I’ve come full circle thinking about this, because I very much used to argue against the immersive experience: I teach contemporary performance and I started out teaching students about acting in quotation marks, we leave the concept of pretence behind, and you stay aware of yourself as an audience member. But when I discovered the neuroscience I said to my students: it’s OK to have emotion in theatre, theatre is there as an emotional experience. What theatre offers is a safe and controlled environment in which to have a very intense experience and that’s because we know it’s not real: there is a safety, there is a contract we sign up to that we’re going to go in and anything can happen and it will be an experience.

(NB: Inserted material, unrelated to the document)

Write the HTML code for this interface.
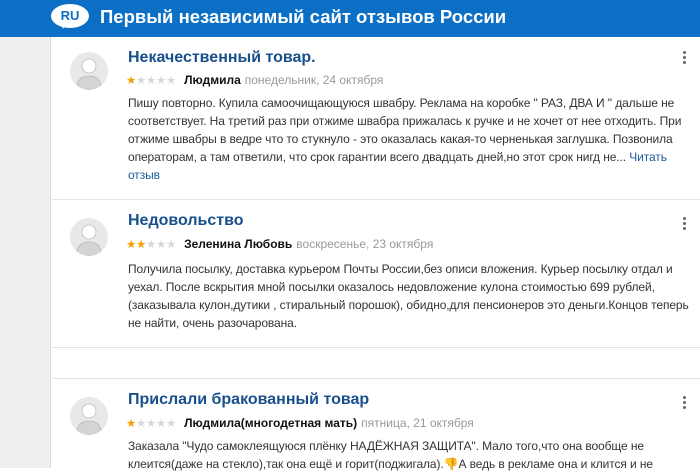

I think the idea of having an opportunity to talk about theatre afterwards is good but I would say not just talking: what I would look for in the after-show experience would be a variety of things that you could do. I’m imagining an environment where, instead of there just being wine and crisp on the tables, there are doodling opportunities, and an opportunity to reflect quietly. Theatre is very odd, it’s very collective and solitary, and the after-show thing is about not trying to generate some kind of uniformity of experience but having a means of honouring that solitude as well as then extending that into sharing. So you’ve got to find a way in which you can have both within the same experience and you can move between the two, so that after-show experience becomes part of the whole experience. It could be that you buy different tickets, but I like the idea of the thing being there as an opportunity for anyone to walk into that wants to.